I was sprinting barefoot at 3 am down the cobblestone stairways of Capri, the sky blanketed in stars and the smell of the seawater and taste of gelato all lingering.
How did I get here? The thought came as an overwhelming emotion of wonder, with the weeks events re-playing in my head.
It was one of those moments, when reality hits and grounds the dream your mind is entertaining. I had been living in a fantasy the past week, unaware of its own perfection. Long days of sunbathing in the Mediterranean sun to afternoons of people-watching and endless conversations in the Piazza. Time was a concept rather than a reality. I was staying with my best friend in England who happened to be Neapolitan and summered in Capri.

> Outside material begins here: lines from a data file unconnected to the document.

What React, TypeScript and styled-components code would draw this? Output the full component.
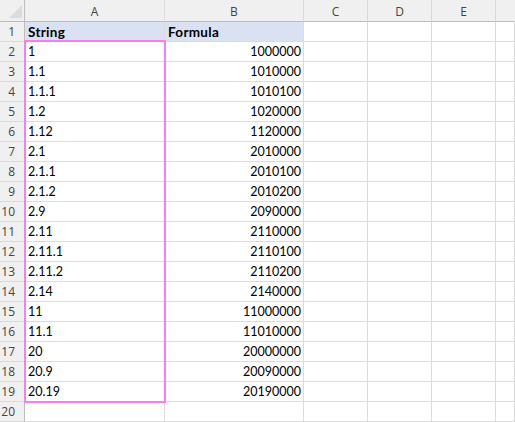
import React from "react";
import styled, { createGlobalStyle } from "styled-components";

const Global = createGlobalStyle`
  html, body { margin: 0; padding: 0; background: #ffffff; }
  body { width: 515px; height: 422px; overflow: hidden; }
`;

const Sheet = styled.div`
  position: relative;
  display: grid;
  grid-template-columns: 25px 140px 139px 64px 64px 64px 1fr;
  grid-template-rows: 22px repeat(20, 20px);
  width: 515px;
  font-family: "Lato", "Liberation Sans", sans-serif;
  font-size: 12.5px;
  color: #000;
`;

const Corner = styled.div`
  position: relative;
  background: #f0f0f0;
  border-right: 1px solid #bdbdbd;
  border-bottom: 1px solid #bdbdbd;
`;

const CornerTriangle = styled.svg`
  position: absolute;
  left: 9px;
  top: 5px;
`;

const ColHead = styled.div<{ $last?: boolean }>`
  background: #f0f0f0;
  border-right: 1px solid ${(p) => (p.$last ? "transparent" : "#dadada")};
  border-bottom: 1px solid #bdbdbd;
  display: flex;
  align-items: center;
  justify-content: center;
  font-family: "Open Sans", "Noto Sans", sans-serif;
  font-size: 12px;
  color: #444;
  padding-top: 1px;
  box-sizing: border-box;
`;

const RowHead = styled.div`
  background: #f0f0f0;
  border-right: 1px solid #bdbdbd;
  border-bottom: 1px solid #dadada;
  display: flex;
  align-items: flex-end;
  justify-content: flex-end;
  padding: 0 9px 1px 0;
  font-family: "Open Sans", "Noto Sans", sans-serif;
  font-size: 12px;
  color: #444;
  box-sizing: border-box;
`;

const Cell = styled.div<{ $right?: boolean; $head?: boolean }>`
  background: ${(p) => (p.$head ? "#d9e1f2" : "#ffffff")};
  border-right: 1px solid #dcdcdc;
  border-bottom: 1px solid #dcdcdc;
  display: flex;
  align-items: flex-end;
  justify-content: ${(p) => (p.$right ? "flex-end" : "flex-start")};
  padding: 0 2px 2px 3px;
  font-weight: ${(p) => (p.$head ? 700 : 400)};
  font-size: ${(p) => (p.$head ? "13.5px" : "12.5px")};
  letter-spacing: ${(p) => (p.$head ? "0.3px" : "0")};
  line-height: 14px;
  box-sizing: border-box;
  white-space: nowrap;
  overflow: hidden;
`;

const Selection = styled.div`
  position: absolute;
  left: 24px;
  top: 40px;
  width: 142px;
  height: 363px;
  border: 2px solid #f47ef2;
  box-sizing: border-box;
  pointer-events: none;
`;

const data: [string, string][] = [
  ["1", "1000000"],
  ["1.1", "1010000"],
  ["1.1.1", "1010100"],
  ["1.2", "1020000"],
  ["1.12", "1120000"],
  ["2.1", "2010000"],
  ["2.1.1", "2010100"],
  ["2.1.2", "2010200"],
  ["2.9", "2090000"],
  ["2.11", "2110000"],
  ["2.11.1", "2110100"],
  ["2.11.2", "2110200"],
  ["2.14", "2140000"],
  ["11", "11000000"],
  ["11.1", "11010000"],
  ["20", "20000000"],
  ["20.9", "20090000"],
  ["20.19", "20190000"],
];

const letters = ["A", "B", "C", "D", "E", ""];

export default function App() {
  const rows: React.ReactNode[] = [];
  for (let r = 1; r <= 20; r++) {
    let a = "";
    let b = "";
    let head = false;
    if (r === 1) {
      a = "String";
      b = "Formula";
      head = true;
    } else if (r - 2 < data.length) {
      [a, b] = data[r - 2];
    }
    rows.push(
      <React.Fragment key={r}>
        <RowHead>{r}</RowHead>
        <Cell $head={head}>{a}</Cell>
        <Cell $head={head} $right={!head}>
          {b}
        </Cell>
        <Cell />
        <Cell />
        <Cell />
        <Cell />
      </React.Fragment>
    );
  }
  return (
    <>
      <Global />
      <Sheet>
        <Corner>
          <CornerTriangle width="14" height="14" viewBox="0 0 14 14">
            <polygon points="13,0 13,13 0,13" fill="#dcdcdc" />
          </CornerTriangle>
        </Corner>
        {letters.map((l, i) => (
          <ColHead key={i} $last={i === letters.length - 1}>
            {l}
          </ColHead>
        ))}
        {rows}
        <Selection />
      </Sheet>
    </>
  );
}
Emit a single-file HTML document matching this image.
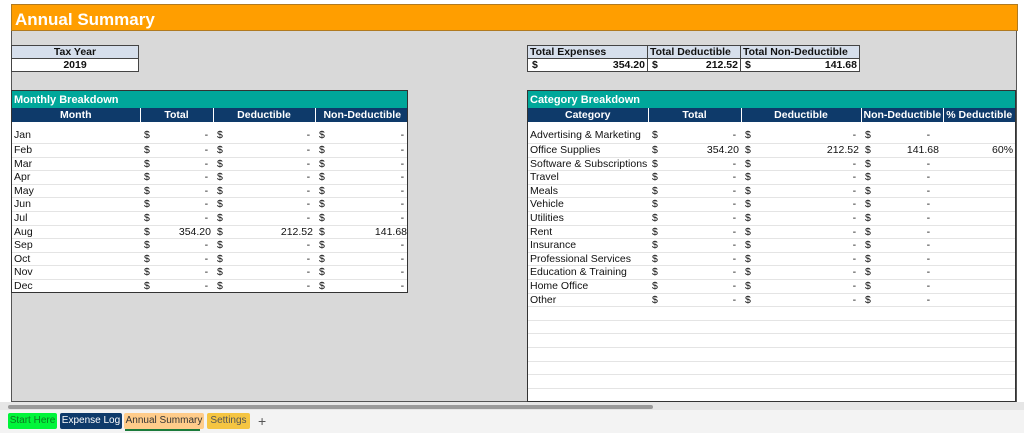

We had been planning this week the entire year, always a distant excitement. My impatience and active lifestyle melted in the Italian heat to an existence where night and day were one. I was forced to live fully in the present moment. I was hidden from social media and the rest of the world, on the most beautiful Island ample in adventure. Every moment felt as if I was stuck in movie, where life seemed to magically work itself out with no problems ever occurring or penetrating my bubble. It was the classic story of the American Girl in Italy, learning and experiencing the richness of European culture. The friendships I made my one week had seem to have had existed for my entire life. My flight from JFK had landed in an alternate universe, a culture opposite to Manhattans intense energy. When I compared this time in Capri, to my vacation last summer in Puglia, I really realized the drastic changes in my life. For one year ago if I had not made the choice to move to England, I wouldn’t have been in Capri. I wouldn’t be living in this dream, none of the experiences would have happened. I was reminded of the amazing potential and experiences that life holds, at the same time feeling a deep gratitude for the fortune and blessings that had brought me there.